Toujours est-il que ces dépenses laissent peu de marge à l’abbé pour entretenir les moines. L’abbaye n’est pas encore en faillite puisqu’elle a de nombreuses possessions, dans le Cantal et le Lot notamment. Ces possessions lui apportent quelques revenus et peuvent être vendues en cas de besoin. Mais aliéner le patrimoine de l’abbaye ne peut être une solution durable, de même que contracter des dettes, soulignent les moines. Il faut donc faire attention et limiter les dépenses des religieux, et en particulier leur nombre.

Rassurez-vous, aucun moine n’a été mis à la porte. L’accord passé entre l’abbé et les religieux stipule simplement que, alors que jusqu’ici l’admission d’un nouveau moine était décidée par le chapitre sans que la question des dépenses soit évoquée, les demandes d’admission seront désormais étudiées uniquement si le nombre de moines est inférieur à quinze, et de sorte que ce nombre ne soit jamais dépassé. Il s’agit en réalité d’un effectif raisonnable par rapport à la taille de l’abbaye, qui en héberge déjà quatorze outre l’abbé si l’on en croit la liste des présents au chapitre en début d’acte.

Cet accord est confirmé par l’ensemble du chapitre à l’exception du prieur claustral, l’ « adjoint » de l’abbé en quelque sorte, qui n’explicite pas les raisons de son opposition. L’acte n’arbore pas les sceaux des parties, mais deux signes de validation de personnes extérieures. Le premier est le seing du notaire devant lequel cet acte a été passé, autrement dit sa signature, qui se présente sous la forme d’un dessin élaboré, difficile à imiter. La seconde marque de validation est le sceau, aujourd’hui disparu, du juge représentant l’évêque à la cour de Maurs et de Montsalvy. Ces deux signes font de ce document un acte officiel.

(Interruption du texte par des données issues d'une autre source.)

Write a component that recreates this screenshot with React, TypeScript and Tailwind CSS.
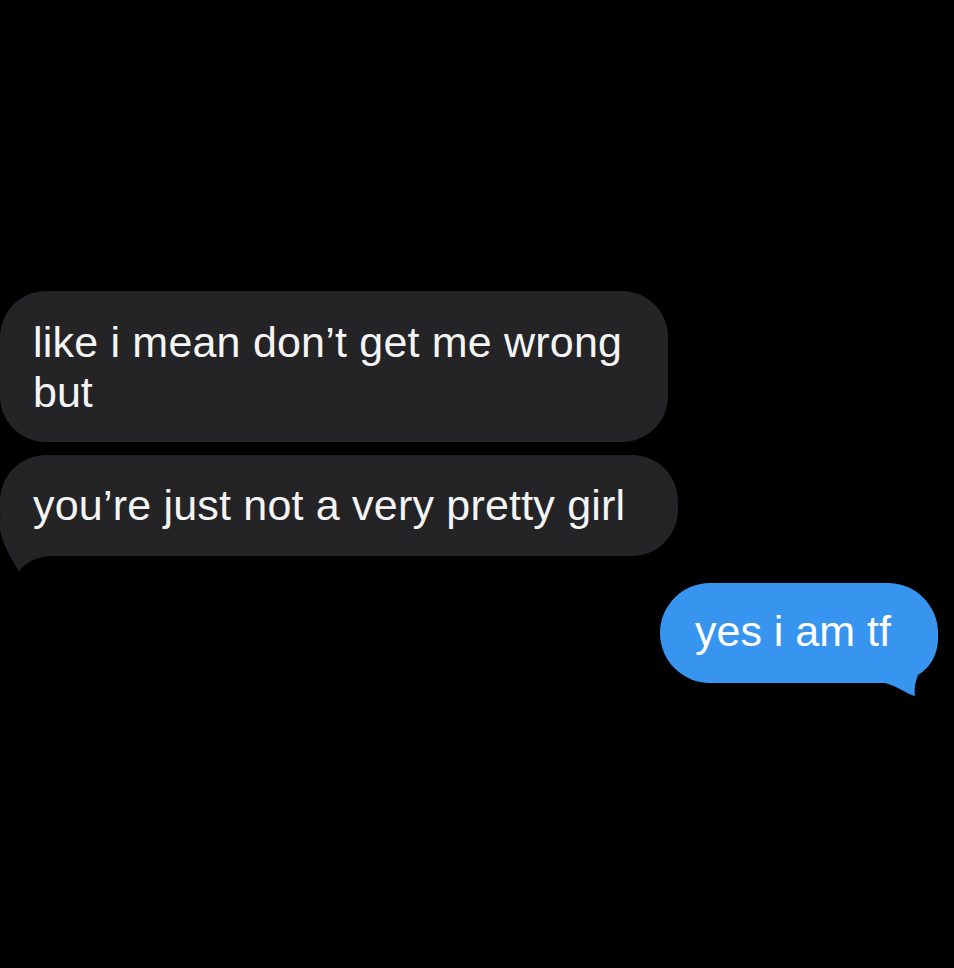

De manière générale, le XIVe siècle est une période peu faste, grevée par les fléaux de toutes sortes. Cependant, même après cet épisode difficile, les moines de Maurs ne reviendront pas sur cette limite d’effectifs. Au XVIIe ou début du XVIIIesiècle, ils ne seront plus que 12, puis 10 en 1749, et 6 en 1768, ce qui conduira à la suppression du monastère en 1785.